The Thread Sanitizer, also known as TSan, is an LLVM based tool to audit threading issues in your Swift and C language written code. It was first introduced in Xcode 8 and can be a great tool to find less visible bugs in your code, like data races.

At WeTransfer, the Thread Sanitizer helped us solve flaky tests and weird crashes that we couldn’t really pinpoint to a certain cause. You might not have used the TSan before, as it could be a bit unclear what this tool does and how it works. Therefore, it’s time to dive in and explain how to improve your code with the Thread Sanitizer.

What are Data Races?

Before we dive into the sanitizer, we first need to know what we’re actually looking for.

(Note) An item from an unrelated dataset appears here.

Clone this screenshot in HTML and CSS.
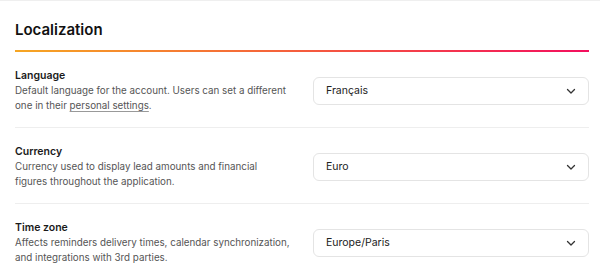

We’re going to fix something that is called a Data Race.

Data races occur when the same memory is accessed from multiple threads without synchronization, and at least one access is a write. Data Races can lead to several issues:

  • Unpredictable behavior
  • Memory corruption
  • Flaky tests
  • Weird crashes

As a Data Race is unpredictable, it can be inconsistently occurring when testing your app. You might have a crash on startup that is not occurring again the second time you start your app. If this is the case, you might be dealing with a Data Race.

Examples of a Data Race in Swift

Once you know what a Data Race is, you might get better at detecting potential issues in your code. However, sometimes it’s less clear that code could potentially lead to a Data Race. Therefore, a few examples to show you what a Data Race is.

In the following piece of code, two different threads access the same String property:

An example Data Race captured by the Thread Sanitizer
An example Data Race captured by the Thread Sanitizer

As the background thread is writing to the name, we have at least one write access. The behavior is unpredictable as it depends on whether the print statement or the write is executed first. This is an example of a Data Race, which the Thread Sanitizer confirms.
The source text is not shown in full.